DIRECTIONS FOR THIS TASK.
Give the material once more, word for word, without any images.

MATERIAL PROVIDED.
--------------------------------------------------

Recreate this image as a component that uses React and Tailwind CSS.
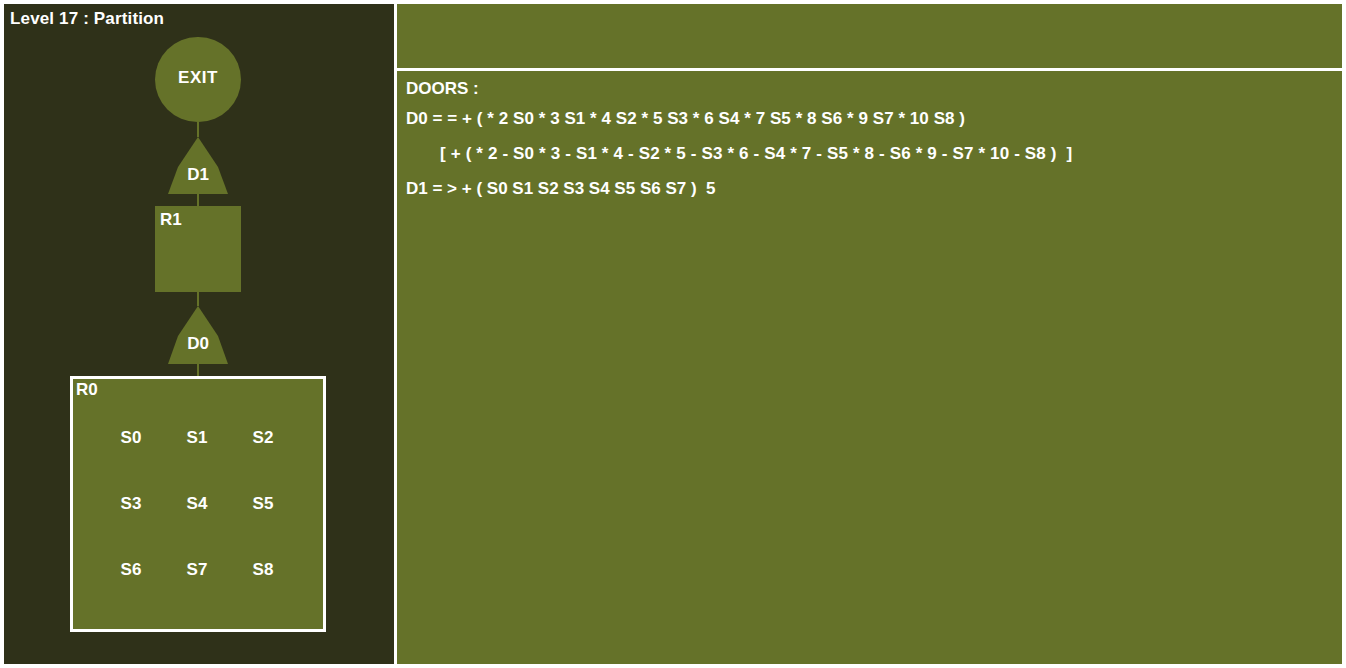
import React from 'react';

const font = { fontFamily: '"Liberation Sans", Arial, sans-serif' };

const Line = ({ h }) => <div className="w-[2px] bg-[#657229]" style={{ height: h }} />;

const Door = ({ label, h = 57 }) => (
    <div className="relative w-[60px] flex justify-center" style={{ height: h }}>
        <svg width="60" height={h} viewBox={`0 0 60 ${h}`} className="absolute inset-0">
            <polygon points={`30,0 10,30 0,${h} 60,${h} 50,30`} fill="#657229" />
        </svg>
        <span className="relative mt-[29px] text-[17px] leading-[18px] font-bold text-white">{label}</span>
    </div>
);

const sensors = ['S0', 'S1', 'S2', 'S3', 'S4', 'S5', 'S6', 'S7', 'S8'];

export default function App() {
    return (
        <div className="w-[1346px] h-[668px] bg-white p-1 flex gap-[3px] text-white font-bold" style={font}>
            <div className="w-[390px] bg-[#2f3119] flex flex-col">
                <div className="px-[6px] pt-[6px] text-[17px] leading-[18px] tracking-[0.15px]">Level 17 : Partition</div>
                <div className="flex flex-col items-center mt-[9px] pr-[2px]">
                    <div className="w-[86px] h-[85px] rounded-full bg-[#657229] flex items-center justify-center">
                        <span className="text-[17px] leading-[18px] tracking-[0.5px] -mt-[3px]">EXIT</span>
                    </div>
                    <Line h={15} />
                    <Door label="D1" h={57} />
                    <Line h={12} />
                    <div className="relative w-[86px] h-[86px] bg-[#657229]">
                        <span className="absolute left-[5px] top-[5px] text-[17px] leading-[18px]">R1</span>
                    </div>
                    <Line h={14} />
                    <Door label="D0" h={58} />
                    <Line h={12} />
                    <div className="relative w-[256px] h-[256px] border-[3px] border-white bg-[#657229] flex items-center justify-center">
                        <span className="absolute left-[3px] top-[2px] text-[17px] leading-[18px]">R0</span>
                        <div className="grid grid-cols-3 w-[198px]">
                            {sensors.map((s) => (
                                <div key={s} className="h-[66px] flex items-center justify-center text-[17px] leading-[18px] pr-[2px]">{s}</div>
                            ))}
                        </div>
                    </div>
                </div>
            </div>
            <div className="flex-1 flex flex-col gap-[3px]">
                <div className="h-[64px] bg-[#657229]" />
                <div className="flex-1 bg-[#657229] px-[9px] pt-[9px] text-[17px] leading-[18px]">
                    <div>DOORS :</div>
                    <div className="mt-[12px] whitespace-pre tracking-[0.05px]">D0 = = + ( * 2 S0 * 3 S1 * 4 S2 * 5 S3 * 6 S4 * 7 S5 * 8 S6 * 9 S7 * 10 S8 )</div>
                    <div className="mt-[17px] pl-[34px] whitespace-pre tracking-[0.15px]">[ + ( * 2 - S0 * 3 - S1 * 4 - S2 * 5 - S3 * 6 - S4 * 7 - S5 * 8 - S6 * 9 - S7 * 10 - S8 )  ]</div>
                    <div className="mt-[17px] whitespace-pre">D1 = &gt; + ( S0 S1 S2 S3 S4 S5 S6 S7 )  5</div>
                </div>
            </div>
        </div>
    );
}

--------------------------------------------------

TASK OUTPUT.
Recreate this image as a component that uses React and Tailwind CSS.
import React from 'react';

const font = { fontFamily: '"Liberation Sans", Arial, sans-serif' };

const Line = ({ h }) => <div className="w-[2px] bg-[#657229]" style={{ height: h }} />;

const Door = ({ label, h = 57 }) => (
    <div className="relative w-[60px] flex justify-center" style={{ height: h }}>
        <svg width="60" height={h} viewBox={`0 0 60 ${h}`} className="absolute inset-0">
            <polygon points={`30,0 10,30 0,${h} 60,${h} 50,30`} fill="#657229" />
        </svg>
        <span className="relative mt-[29px] text-[17px] leading-[18px] font-bold text-white">{label}</span>
    </div>
);

const sensors = ['S0', 'S1', 'S2', 'S3', 'S4', 'S5', 'S6', 'S7', 'S8'];

export default function App() {
    return (
        <div className="w-[1346px] h-[668px] bg-white p-1 flex gap-[3px] text-white font-bold" style={font}>
            <div className="w-[390px] bg-[#2f3119] flex flex-col">
                <div className="px-[6px] pt-[6px] text-[17px] leading-[18px] tracking-[0.15px]">Level 17 : Partition</div>
                <div className="flex flex-col items-center mt-[9px] pr-[2px]">
                    <div className="w-[86px] h-[85px] rounded-full bg-[#657229] flex items-center justify-center">
                        <span className="text-[17px] leading-[18px] tracking-[0.5px] -mt-[3px]">EXIT</span>
                    </div>
                    <Line h={15} />
                    <Door label="D1" h={57} />
                    <Line h={12} />
                    <div className="relative w-[86px] h-[86px] bg-[#657229]">
                        <span className="absolute left-[5px] top-[5px] text-[17px] leading-[18px]">R1</span>
                    </div>
                    <Line h={14} />
                    <Door label="D0" h={58} />
                    <Line h={12} />
                    <div className="relative w-[256px] h-[256px] border-[3px] border-white bg-[#657229] flex items-center justify-center">
                        <span className="absolute left-[3px] top-[2px] text-[17px] leading-[18px]">R0</span>
                        <div className="grid grid-cols-3 w-[198px]">
                            {sensors.map((s) => (
                                <div key={s} className="h-[66px] flex items-center justify-center text-[17px] leading-[18px] pr-[2px]">{s}</div>
                            ))}
                        </div>
                    </div>
                </div>
            </div>
            <div className="flex-1 flex flex-col gap-[3px]">
                <div className="h-[64px] bg-[#657229]" />
                <div className="flex-1 bg-[#657229] px-[9px] pt-[9px] text-[17px] leading-[18px]">
                    <div>DOORS :</div>
                    <div className="mt-[12px] whitespace-pre tracking-[0.05px]">D0 = = + ( * 2 S0 * 3 S1 * 4 S2 * 5 S3 * 6 S4 * 7 S5 * 8 S6 * 9 S7 * 10 S8 )</div>
                    <div className="mt-[17px] pl-[34px] whitespace-pre tracking-[0.15px]">[ + ( * 2 - S0 * 3 - S1 * 4 - S2 * 5 - S3 * 6 - S4 * 7 - S5 * 8 - S6 * 9 - S7 * 10 - S8 )  ]</div>
                    <div className="mt-[17px] whitespace-pre">D1 = &gt; + ( S0 S1 S2 S3 S4 S5 S6 S7 )  5</div>
                </div>
            </div>
        </div>
    );
}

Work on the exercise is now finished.